Gestützt auf das Steuerharmonisierungsgesetz (StHG) des Bundes fallen auch bei einem Nein die bisherigen Privilegien der Statusgesellschaften auf Ende Jahr automatisch dahin. Gleichzeitig treten auch verschiedene zwingende StHG-Bestimmungen in Kraft. So etwa Art. 78, der bisher steuerprivilegierten Gesellschaften für eine Übergangszeit erhöhte Abschreibungen und damit eine massive Reduktion der Gewinnsteuer erlaubt. Bis das Parlament eine neue Vorlage beschlossen hat, wird die Kantonsregierung ermächtigt, die «erforderlichen vorsorglichen Massnahmen» zu treffen (Art. 72z).
Realpolitischer Plan B
Bei der Umsetzung muss einzig die Patentbox eingeführt werden, in allen anderen Punkten kann der Kantonsrat frei entscheiden. Auf realpolitischer Ebene ist folgender Plan B denkbar:
- Sinnvoll scheint es, wie in der Steuervorlage 17 die sogenannte «Kapitalbox» zu übernehmen und einen Teil des Eigenkapitals, das auf Beteiligungen und Konzerndarlehen entfällt, von der Kapitalsteuer zu befreien. Damit bleibt die Steuerlast für Holdings praktisch unverändert, Kanton und Gemeinden erleiden keine nennenswerten Ausfälle und das Abwanderungsrisiko tendiert gegen Null.

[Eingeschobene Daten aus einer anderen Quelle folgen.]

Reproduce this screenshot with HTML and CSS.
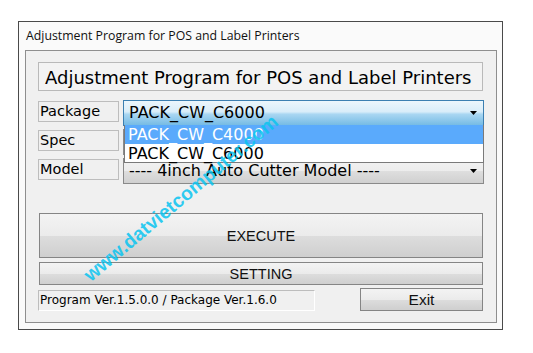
FILE: index.html
```html
<!DOCTYPE html>
<html lang="en">

<head>
    <meta charset="UTF-8">
    <meta name="viewport" content="width=device-width, initial-scale=1.0">
    <title>Adjustment Program</title>
    <link rel="stylesheet" href="styles.css">
</head>

<body>
    <div class="window">
        <div class="window__title">Adjustment Program for POS and Label Printers</div>
        <div class="panel">
            <div class="panel__heading">Adjustment Program for POS and Label Printers</div>

            <div class="fields">
                <div class="field">
                    <span class="field__label">Package</span>
                    <div class="combo combo--active">
                        <span>PACK_CW_C6000</span>
                        <svg class="combo__arrow" width="7" height="4" viewBox="0 0 7 4"><polygon points="0,0 7,0 3.5,4" /></svg>
                    </div>
                    <ul class="droplist">
                        <li class="droplist__item droplist__item--selected">PACK_CW_C4000</li>
                        <li class="droplist__item">PACK_CW_C6000</li>
                    </ul>
                </div>
                <div class="field">
                    <span class="field__label">Spec</span>
                    <div class="combo">
                        <span></span>
                        <svg class="combo__arrow" width="7" height="4" viewBox="0 0 7 4"><polygon points="0,0 7,0 3.5,4" /></svg>
                    </div>
                </div>
                <div class="field">
                    <span class="field__label">Model</span>
                    <div class="combo">
                        <span>---- 4inch Auto Cutter Model ----</span>
                        <svg class="combo__arrow" width="7" height="4" viewBox="0 0 7 4"><polygon points="0,0 7,0 3.5,4" /></svg>
                    </div>
                </div>
            </div>

            <button class="btn btn--execute" type="button">EXECUTE</button>
            <button class="btn btn--setting" type="button">SETTING</button>

            <div class="footer">
                <div class="footer__version">Program Ver.1.5.0.0 / Package Ver.1.6.0</div>
                <button class="btn btn--exit" type="button">Exit</button>
            </div>
        </div>

        <div class="watermark">www.datvietcomputer.com</div>
    </div>
</body>

</html>
```

FILE: styles.css
```css
* {
    margin: 0;
    padding: 0;
    box-sizing: border-box;
}

body {
    background: #fff;
    font-family: 'DejaVu Sans', Verdana, sans-serif;
    color: #000;
}

.window {
    position: relative;
    width: 485px;
    height: 309px;
    margin: 21px 0 0 18px;
    border: 1px solid #4a4a4a;
    background: #fafafa;
}

.window__title {
    height: 28px;
    line-height: 28px;
    padding-left: 7px;
    font-family: 'Open Sans', 'Liberation Sans', sans-serif;
    font-size: 12.3px;
    color: #111;
}

.panel {
    width: 472px;
    height: 273px;
    margin-left: 6px;
    padding: 11px 12px 11px 12px;
    border: 1px solid #8e8e8e;
    background: #f0f0f0;
}

.panel__heading {
    width: 445px;
    height: 29px;
    padding: 2px 0 0 6px;
    line-height: 25px;
    font-size: 18px;
    border: 1px solid #b9b9b9;
    background: #f3f3f3;
    white-space: nowrap;
}

.fields {
    display: grid;
    grid-template-rows: repeat(3, 26px);
    row-gap: 3px;
    margin-top: 9px;
}

.field {
    position: relative;
    display: grid;
    grid-template-columns: 81px 361px;
    column-gap: 4px;
    align-items: start;
}

.field__label {
    height: 21px;
    margin-top: 1px;
    padding-left: 1px;
    line-height: 19px;
    font-size: 14.5px;
    border: 1px solid #bdbdbd;
}

.combo {
    display: flex;
    align-items: center;
    justify-content: space-between;
    height: 26px;
    padding: 0 5px 0 5px;
    font-size: 16px;
    line-height: 24px;
    border: 1px solid #8a8a8a;
    background: linear-gradient(#f3f3f3 0%, #ececec 50%, #dedede 51%, #d0d0d0 100%);
    white-space: nowrap;
}

.combo--active {
    border-color: #3c7fb1;
    background: linear-gradient(#ecf6fc 0%, #d9edf9 45%, #a9d6f2 55%, #76bbe4 100%);
}

.combo__arrow {
    flex: none;
    margin-right: 1px;
    fill: #000;
}

.droplist {
    position: absolute;
    left: 86px;
    top: 25px;
    z-index: 2;
    width: 360px;
    list-style: none;
    border: 1px solid #7a7a7a;
    border-top: 0;
    background: #fff;
    font-size: 16px;
}

.droplist__item {
    height: 19px;
    line-height: 19px;
    padding-left: 3px;
    white-space: nowrap;
}

.droplist__item:last-child {
    height: 18px;
}

.droplist__item--selected {
    background: #5aaafc;
    color: #fff;
}

.btn {
    display: block;
    font-family: 'Liberation Sans', Arial, sans-serif;
    font-size: 14.5px;
    color: #111;
    border: 1px solid #858585;
    background: linear-gradient(#f3f3f3 0%, #ebebeb 50%, #dddddd 51%, #cfcfcf 100%);
    cursor: pointer;
}

.btn--execute {
    width: 444px;
    height: 45px;
    margin: 29px 0 0 1px;
}

.btn--setting {
    width: 444px;
    height: 23px;
    margin: 4px 0 0 1px;
}

.footer {
    display: flex;
    align-items: flex-end;
    height: 23px;
    margin-top: 3px;
}

.footer__version {
    width: 277px;
    height: 21px;
    padding-left: 1px;
    line-height: 19px;
    font-size: 12px;
    border: 1px solid;
    border-color: #bdbdbd #fff #fff #bdbdbd;
    white-space: nowrap;
}

.btn--exit {
    width: 123px;
    height: 23px;
    margin: 0 1px 0 auto;
    font-size: 15.5px;
}

.watermark {
    position: absolute;
    left: 162px;
    top: 176px;
    z-index: 3;
    transform: translate(-50%, -50%) rotate(-40deg);
    font-family: 'Liberation Sans', Arial, sans-serif;
    font-weight: bold;
    font-size: 19.5px;
    color: rgba(10, 196, 240, 0.85);
    white-space: nowrap;
    pointer-events: none;
}
```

- Bei der Patentbox, die die STAF zwingend vorschreibt, muss die Gewinnreduktion weit unter den maximal zulässigen 90 Prozent angesetzt werden. Auch die maximal erlaubte Reduktion des steuerbaren Gesamtgewinns ist sehr tief anzusetzen.
- Auf den Abzug für Forschung & Entwicklung und den «Eigenfinanzierungsabzug» ist zu verzichten.
- Falls eine Reduktion des Gewinnsteuersatzes ins Auge gefasst wird – was ich persönlich ablehne – dann nur auf 7 Prozent und nur unter der Bedingung, dass die Besteuerung von Dividenden von Grossaktionär*innen von 50 auf 70 Prozent erhöht und soziale Ausgleichsmassnahmen – höhere Kinderzulagen oder mehr Prämienverbilligung – getroffen werden. Eine Erhöhung der Dividendenbesteuerung würde für Kanton und Gemeinden immerhin 70 bis 80 Mio Franken einbringen.